INSTRUCTION.
Repeat verbatim, and only, the lines of the data below, beginning at the line that contains "Emit a component" and stopping after the line that contains "string; service: string;".

GIVEN DATA.
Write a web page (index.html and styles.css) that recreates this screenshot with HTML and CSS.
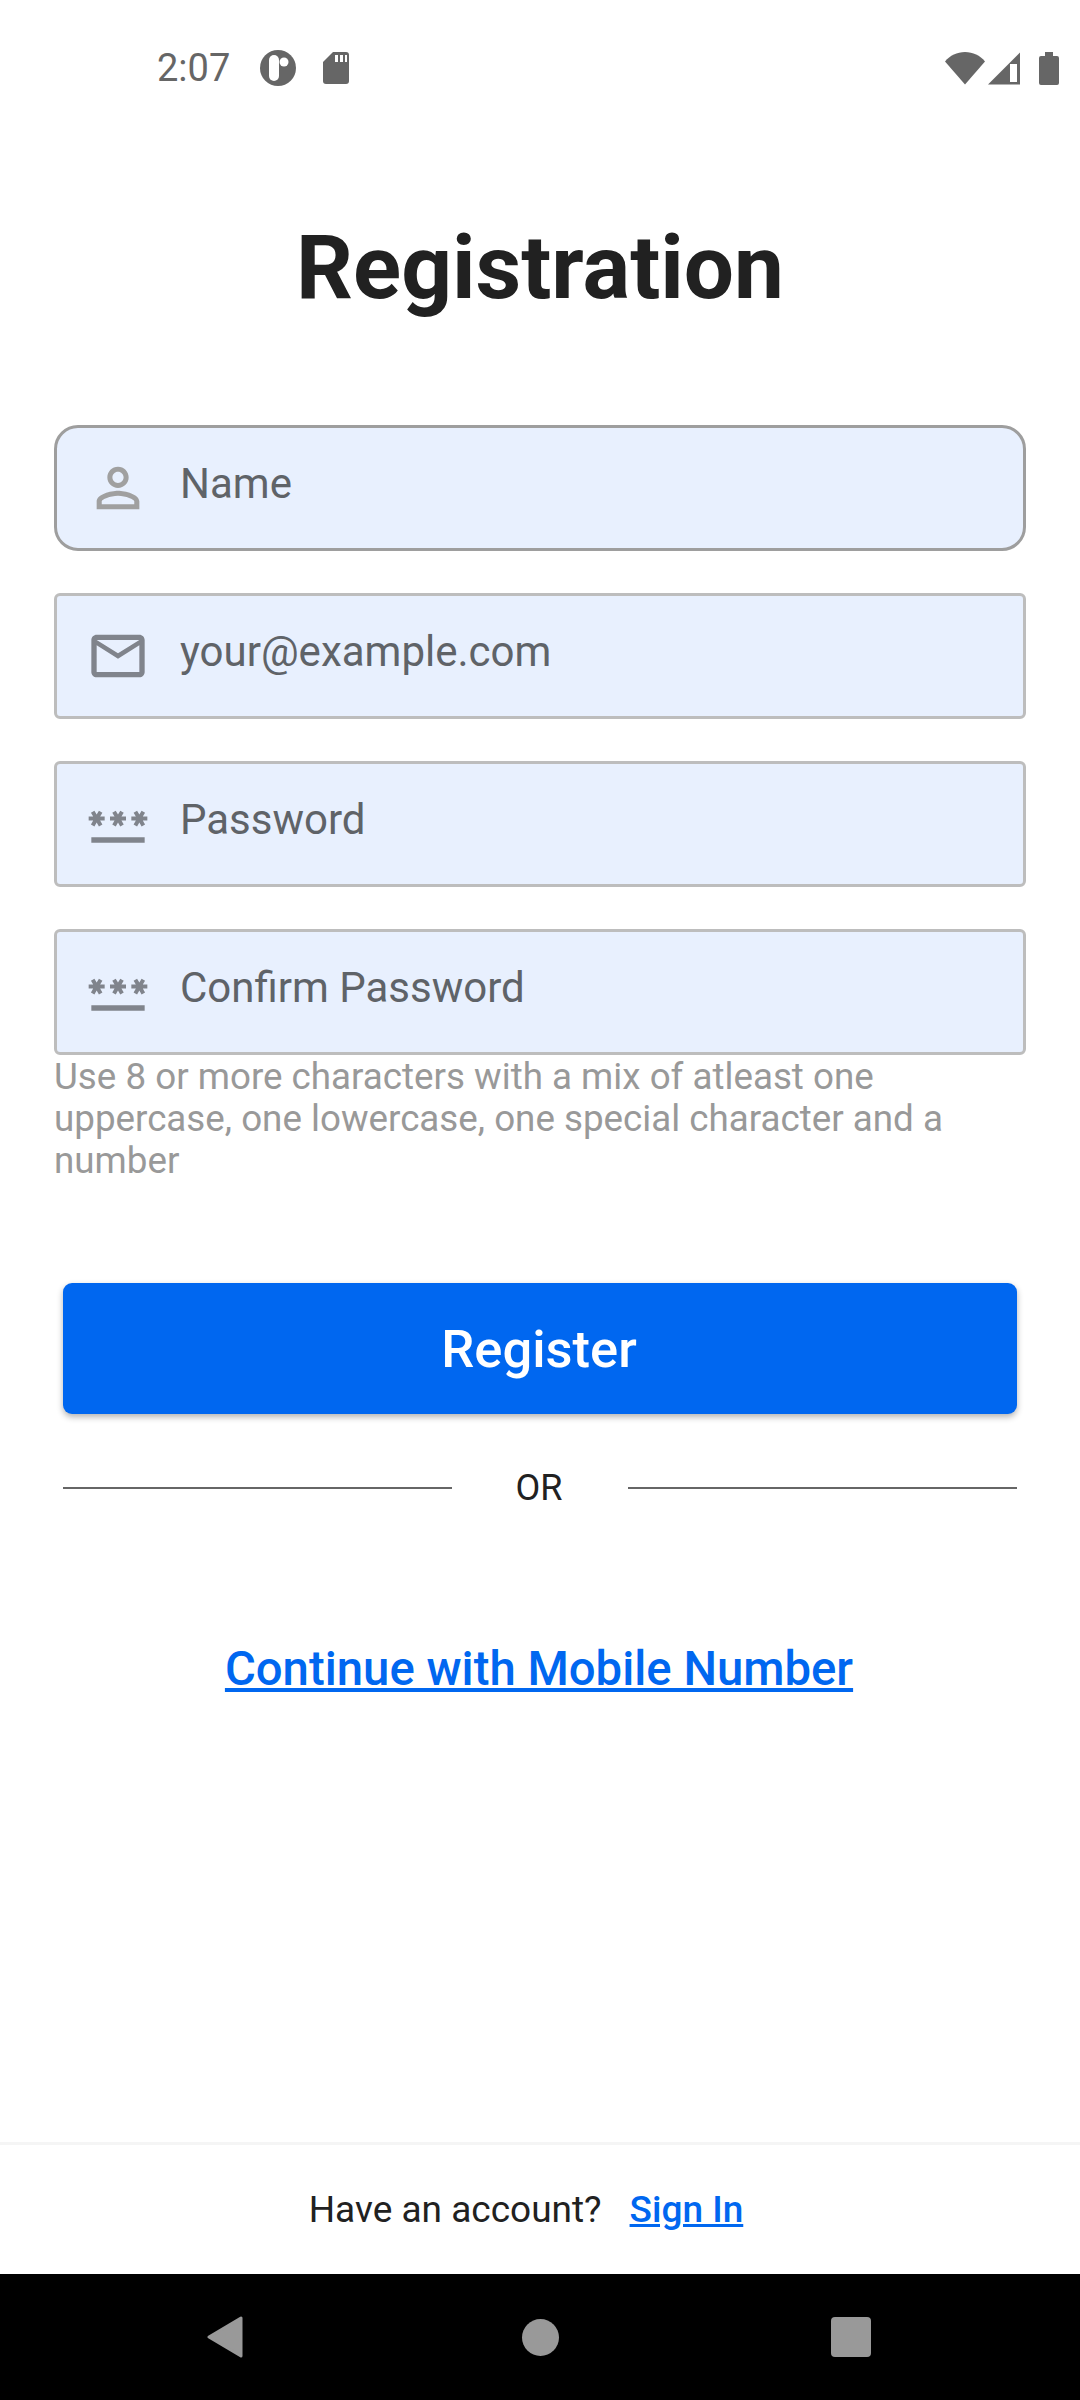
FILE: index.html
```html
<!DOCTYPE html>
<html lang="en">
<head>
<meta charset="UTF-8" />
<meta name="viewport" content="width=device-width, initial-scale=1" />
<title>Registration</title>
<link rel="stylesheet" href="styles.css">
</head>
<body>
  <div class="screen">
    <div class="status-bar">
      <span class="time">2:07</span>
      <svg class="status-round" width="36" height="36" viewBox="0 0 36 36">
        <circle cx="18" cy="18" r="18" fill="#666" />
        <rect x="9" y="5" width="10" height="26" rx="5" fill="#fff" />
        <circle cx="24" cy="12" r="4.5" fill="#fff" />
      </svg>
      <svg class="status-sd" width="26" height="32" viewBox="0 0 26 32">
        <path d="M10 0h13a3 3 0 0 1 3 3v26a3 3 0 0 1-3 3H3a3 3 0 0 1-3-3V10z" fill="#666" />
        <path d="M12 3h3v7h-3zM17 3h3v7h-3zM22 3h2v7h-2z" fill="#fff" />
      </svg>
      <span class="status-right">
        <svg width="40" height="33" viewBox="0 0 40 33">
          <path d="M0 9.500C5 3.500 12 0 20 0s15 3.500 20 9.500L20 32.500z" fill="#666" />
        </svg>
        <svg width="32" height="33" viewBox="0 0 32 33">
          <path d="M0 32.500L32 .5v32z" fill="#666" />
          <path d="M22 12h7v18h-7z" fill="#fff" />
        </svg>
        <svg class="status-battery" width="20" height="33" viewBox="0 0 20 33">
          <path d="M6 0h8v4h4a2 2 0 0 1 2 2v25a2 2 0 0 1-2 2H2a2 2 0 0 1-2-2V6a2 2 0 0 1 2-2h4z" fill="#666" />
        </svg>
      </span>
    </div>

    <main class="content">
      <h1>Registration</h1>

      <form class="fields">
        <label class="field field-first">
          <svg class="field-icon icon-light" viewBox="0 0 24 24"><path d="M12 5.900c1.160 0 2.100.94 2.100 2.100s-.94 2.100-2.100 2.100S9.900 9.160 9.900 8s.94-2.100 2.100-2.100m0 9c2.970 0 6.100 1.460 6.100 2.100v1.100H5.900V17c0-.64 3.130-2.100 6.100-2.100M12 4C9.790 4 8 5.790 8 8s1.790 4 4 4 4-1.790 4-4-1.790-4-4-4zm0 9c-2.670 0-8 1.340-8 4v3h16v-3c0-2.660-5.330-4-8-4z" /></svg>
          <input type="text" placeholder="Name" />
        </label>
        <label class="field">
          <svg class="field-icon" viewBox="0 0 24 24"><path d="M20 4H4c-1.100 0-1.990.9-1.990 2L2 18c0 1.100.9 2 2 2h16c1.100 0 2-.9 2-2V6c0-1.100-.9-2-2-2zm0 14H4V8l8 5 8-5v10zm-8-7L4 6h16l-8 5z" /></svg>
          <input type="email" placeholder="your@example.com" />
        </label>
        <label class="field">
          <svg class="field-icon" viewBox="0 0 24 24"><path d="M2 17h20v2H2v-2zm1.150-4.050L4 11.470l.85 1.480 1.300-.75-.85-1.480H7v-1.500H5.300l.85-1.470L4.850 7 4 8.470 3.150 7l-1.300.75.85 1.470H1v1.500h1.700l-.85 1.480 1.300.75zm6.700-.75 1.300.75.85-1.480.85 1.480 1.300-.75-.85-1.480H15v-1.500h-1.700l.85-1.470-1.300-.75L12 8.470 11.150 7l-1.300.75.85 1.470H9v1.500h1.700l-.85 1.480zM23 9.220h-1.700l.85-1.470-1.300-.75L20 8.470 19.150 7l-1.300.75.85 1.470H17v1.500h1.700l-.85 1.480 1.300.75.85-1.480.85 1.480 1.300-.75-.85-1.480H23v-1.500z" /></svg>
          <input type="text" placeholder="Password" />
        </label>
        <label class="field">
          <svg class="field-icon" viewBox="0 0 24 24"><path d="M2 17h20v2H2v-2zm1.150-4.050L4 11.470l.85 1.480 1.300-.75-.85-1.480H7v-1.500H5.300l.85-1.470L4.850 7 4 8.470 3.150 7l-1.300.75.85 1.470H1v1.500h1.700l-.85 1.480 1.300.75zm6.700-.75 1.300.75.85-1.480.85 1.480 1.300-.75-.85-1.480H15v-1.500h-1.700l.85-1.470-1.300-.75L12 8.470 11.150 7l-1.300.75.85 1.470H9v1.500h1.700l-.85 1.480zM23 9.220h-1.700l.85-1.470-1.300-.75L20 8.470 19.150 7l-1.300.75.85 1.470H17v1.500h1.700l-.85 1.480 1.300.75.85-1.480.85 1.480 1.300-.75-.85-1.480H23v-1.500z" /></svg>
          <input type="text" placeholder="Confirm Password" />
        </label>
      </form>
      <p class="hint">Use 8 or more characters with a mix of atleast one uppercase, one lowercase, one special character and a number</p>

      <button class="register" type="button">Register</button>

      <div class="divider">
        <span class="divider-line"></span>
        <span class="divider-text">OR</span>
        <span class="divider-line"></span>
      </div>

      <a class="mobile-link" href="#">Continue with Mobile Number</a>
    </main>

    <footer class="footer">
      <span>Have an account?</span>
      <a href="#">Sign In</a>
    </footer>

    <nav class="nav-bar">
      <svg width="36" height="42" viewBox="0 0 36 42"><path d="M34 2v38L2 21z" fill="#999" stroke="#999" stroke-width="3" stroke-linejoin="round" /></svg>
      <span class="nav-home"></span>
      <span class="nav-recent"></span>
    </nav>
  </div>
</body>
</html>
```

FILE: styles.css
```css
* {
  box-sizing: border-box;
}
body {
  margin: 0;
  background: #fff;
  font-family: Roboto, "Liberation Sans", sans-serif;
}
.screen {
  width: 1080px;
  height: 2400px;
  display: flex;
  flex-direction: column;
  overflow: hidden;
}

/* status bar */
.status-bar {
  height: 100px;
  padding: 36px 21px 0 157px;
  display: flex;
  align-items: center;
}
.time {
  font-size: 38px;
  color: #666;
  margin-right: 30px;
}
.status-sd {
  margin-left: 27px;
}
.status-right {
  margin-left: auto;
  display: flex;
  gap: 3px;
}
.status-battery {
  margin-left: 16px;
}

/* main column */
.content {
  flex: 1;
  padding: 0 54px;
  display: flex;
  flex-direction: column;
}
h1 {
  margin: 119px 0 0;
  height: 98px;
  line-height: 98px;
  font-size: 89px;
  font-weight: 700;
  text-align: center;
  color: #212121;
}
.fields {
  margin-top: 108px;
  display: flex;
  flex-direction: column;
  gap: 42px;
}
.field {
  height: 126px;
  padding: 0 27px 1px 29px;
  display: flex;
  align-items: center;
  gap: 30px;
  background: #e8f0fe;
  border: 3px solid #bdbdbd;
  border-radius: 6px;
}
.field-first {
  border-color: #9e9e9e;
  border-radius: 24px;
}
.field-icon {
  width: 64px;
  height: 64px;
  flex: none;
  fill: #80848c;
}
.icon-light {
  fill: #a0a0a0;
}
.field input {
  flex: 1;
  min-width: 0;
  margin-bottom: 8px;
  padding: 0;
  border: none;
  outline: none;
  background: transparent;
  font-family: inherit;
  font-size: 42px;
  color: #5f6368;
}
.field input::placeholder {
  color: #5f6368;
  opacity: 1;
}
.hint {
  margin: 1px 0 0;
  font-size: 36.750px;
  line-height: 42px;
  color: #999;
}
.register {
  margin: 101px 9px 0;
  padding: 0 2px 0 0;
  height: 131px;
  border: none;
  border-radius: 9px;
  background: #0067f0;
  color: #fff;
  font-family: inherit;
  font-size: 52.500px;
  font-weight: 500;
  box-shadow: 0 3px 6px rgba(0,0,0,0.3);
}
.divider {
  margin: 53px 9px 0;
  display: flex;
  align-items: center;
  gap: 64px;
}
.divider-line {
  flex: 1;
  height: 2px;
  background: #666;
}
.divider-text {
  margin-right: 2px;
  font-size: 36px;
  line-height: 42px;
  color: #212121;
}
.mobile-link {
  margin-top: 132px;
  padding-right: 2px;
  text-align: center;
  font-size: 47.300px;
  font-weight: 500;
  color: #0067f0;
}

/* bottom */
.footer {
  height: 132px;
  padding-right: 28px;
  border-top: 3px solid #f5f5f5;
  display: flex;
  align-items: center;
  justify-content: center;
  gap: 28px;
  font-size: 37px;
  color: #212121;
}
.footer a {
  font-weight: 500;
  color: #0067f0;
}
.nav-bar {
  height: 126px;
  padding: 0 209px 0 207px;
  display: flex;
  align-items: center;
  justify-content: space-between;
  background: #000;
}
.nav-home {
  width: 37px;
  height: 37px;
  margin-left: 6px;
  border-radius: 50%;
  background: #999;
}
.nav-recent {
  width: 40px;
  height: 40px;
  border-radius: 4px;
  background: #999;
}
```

* * *

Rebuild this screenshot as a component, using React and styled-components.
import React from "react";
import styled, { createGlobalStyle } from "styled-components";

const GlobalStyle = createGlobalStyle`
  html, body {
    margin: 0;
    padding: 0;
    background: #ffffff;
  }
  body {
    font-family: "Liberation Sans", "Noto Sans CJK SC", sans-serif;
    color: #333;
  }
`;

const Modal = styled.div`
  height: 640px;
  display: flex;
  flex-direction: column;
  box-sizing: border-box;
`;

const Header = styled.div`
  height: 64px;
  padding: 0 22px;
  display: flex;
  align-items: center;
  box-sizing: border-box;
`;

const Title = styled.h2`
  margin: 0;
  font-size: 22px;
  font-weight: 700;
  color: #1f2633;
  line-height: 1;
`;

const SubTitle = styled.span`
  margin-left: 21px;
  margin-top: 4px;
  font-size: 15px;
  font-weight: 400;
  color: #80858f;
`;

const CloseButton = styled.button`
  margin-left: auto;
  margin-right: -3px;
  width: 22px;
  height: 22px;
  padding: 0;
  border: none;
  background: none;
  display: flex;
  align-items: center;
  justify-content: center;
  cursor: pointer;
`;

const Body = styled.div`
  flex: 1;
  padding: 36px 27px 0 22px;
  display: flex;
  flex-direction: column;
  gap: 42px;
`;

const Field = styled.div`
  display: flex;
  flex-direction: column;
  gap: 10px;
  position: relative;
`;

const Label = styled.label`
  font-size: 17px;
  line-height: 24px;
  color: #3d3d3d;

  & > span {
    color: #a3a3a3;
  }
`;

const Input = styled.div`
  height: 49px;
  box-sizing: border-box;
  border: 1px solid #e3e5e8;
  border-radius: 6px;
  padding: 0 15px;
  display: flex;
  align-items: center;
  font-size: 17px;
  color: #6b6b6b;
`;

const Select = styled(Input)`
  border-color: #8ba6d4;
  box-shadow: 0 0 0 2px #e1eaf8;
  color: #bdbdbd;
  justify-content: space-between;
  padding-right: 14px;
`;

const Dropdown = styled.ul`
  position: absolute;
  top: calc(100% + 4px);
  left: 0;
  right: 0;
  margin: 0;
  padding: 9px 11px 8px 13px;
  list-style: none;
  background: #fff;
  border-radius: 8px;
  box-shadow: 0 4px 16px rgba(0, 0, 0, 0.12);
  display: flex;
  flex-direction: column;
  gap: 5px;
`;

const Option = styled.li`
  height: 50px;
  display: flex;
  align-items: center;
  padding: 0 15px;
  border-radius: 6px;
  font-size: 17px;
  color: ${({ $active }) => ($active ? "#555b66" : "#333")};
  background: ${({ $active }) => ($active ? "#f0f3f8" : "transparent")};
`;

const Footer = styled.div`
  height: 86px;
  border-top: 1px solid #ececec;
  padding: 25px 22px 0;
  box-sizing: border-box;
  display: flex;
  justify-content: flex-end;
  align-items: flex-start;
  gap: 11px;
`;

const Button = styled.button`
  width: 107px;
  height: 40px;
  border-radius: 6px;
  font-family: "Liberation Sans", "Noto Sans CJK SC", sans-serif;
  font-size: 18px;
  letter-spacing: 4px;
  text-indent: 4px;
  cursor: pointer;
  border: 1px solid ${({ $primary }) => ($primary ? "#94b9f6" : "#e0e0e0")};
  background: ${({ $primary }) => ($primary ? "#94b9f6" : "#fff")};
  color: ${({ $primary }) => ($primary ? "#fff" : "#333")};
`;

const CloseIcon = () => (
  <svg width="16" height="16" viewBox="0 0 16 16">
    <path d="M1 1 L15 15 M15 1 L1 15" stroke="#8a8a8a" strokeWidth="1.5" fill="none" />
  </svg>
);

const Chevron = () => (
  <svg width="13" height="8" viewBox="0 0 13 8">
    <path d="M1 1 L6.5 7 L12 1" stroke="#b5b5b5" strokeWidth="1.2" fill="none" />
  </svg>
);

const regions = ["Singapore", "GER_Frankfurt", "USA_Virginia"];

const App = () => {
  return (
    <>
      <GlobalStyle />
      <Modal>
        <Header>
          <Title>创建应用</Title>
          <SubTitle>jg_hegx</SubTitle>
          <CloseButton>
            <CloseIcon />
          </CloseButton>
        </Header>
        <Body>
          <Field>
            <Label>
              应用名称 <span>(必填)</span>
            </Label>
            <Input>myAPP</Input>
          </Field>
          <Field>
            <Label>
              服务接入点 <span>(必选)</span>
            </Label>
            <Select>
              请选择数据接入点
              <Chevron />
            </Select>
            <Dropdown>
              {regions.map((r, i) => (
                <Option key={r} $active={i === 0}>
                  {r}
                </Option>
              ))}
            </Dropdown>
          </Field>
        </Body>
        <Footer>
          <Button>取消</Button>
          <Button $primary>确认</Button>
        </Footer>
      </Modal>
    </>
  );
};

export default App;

...

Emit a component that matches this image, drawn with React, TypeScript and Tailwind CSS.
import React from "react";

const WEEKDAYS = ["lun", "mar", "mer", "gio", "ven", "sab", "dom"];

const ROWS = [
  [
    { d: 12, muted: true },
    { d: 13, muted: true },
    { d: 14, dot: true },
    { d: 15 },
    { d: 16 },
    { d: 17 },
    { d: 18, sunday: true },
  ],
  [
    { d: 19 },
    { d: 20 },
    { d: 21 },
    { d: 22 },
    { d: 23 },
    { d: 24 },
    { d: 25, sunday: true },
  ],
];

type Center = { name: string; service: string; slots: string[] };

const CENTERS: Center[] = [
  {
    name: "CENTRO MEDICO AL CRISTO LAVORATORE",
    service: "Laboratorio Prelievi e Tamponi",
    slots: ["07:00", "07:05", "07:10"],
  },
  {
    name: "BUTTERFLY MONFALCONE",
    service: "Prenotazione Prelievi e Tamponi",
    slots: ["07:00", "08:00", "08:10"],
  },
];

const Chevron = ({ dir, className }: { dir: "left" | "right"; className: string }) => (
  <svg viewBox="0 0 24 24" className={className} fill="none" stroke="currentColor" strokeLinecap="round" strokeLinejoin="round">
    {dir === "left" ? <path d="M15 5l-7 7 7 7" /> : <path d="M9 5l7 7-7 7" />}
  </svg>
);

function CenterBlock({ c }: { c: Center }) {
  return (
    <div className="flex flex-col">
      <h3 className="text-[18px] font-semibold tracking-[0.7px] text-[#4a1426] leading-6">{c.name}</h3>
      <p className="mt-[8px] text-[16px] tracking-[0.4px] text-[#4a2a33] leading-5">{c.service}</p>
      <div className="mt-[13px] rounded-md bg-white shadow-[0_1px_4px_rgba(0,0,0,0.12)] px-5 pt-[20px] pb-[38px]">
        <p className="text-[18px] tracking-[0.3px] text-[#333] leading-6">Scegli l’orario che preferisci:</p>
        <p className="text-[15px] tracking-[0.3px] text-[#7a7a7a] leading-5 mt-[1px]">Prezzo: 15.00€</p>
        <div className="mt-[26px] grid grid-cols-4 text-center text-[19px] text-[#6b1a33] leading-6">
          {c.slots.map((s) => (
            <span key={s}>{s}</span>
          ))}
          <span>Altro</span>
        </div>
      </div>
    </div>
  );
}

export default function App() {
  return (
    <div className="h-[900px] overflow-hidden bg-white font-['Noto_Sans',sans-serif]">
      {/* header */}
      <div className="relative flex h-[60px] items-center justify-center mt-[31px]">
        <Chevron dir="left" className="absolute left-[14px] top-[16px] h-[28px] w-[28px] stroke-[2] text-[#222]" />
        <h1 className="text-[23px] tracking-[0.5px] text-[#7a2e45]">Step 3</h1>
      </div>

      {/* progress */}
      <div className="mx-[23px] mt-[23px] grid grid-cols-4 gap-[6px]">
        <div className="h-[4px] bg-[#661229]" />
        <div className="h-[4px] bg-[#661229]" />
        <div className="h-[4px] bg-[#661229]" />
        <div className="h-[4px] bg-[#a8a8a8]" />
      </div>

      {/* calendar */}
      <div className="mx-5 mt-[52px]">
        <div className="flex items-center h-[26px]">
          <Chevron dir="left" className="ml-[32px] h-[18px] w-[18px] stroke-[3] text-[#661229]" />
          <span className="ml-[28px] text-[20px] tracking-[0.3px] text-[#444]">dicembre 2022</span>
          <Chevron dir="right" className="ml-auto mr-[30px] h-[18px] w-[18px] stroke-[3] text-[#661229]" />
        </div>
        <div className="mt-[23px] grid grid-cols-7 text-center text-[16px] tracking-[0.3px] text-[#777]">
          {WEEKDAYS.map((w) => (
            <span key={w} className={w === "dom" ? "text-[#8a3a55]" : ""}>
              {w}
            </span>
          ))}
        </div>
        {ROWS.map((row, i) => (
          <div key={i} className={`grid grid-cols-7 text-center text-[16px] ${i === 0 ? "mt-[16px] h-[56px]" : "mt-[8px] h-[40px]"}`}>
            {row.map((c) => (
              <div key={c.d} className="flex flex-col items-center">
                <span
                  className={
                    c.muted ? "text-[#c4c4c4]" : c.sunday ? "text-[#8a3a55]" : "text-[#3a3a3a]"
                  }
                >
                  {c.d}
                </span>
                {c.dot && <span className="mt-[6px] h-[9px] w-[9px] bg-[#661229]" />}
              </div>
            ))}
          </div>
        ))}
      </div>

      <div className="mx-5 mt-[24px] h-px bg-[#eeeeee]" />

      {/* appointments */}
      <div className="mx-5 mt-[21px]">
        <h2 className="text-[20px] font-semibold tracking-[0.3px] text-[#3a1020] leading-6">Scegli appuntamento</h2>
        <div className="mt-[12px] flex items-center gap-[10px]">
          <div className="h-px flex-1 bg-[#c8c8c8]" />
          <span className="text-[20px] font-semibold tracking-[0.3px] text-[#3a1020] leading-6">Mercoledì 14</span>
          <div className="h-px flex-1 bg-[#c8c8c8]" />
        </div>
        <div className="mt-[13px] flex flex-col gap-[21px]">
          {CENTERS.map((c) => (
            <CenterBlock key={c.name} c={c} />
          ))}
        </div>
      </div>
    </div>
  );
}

FULL SOLUTION.
Emit a component that matches this image, drawn with React, TypeScript and Tailwind CSS.
import React from "react";

const WEEKDAYS = ["lun", "mar", "mer", "gio", "ven", "sab", "dom"];

const ROWS = [
  [
    { d: 12, muted: true },
    { d: 13, muted: true },
    { d: 14, dot: true },
    { d: 15 },
    { d: 16 },
    { d: 17 },
    { d: 18, sunday: true },
  ],
  [
    { d: 19 },
    { d: 20 },
    { d: 21 },
    { d: 22 },
    { d: 23 },
    { d: 24 },
    { d: 25, sunday: true },
  ],
];

type Center = { name: string; service: string; slots: string[] };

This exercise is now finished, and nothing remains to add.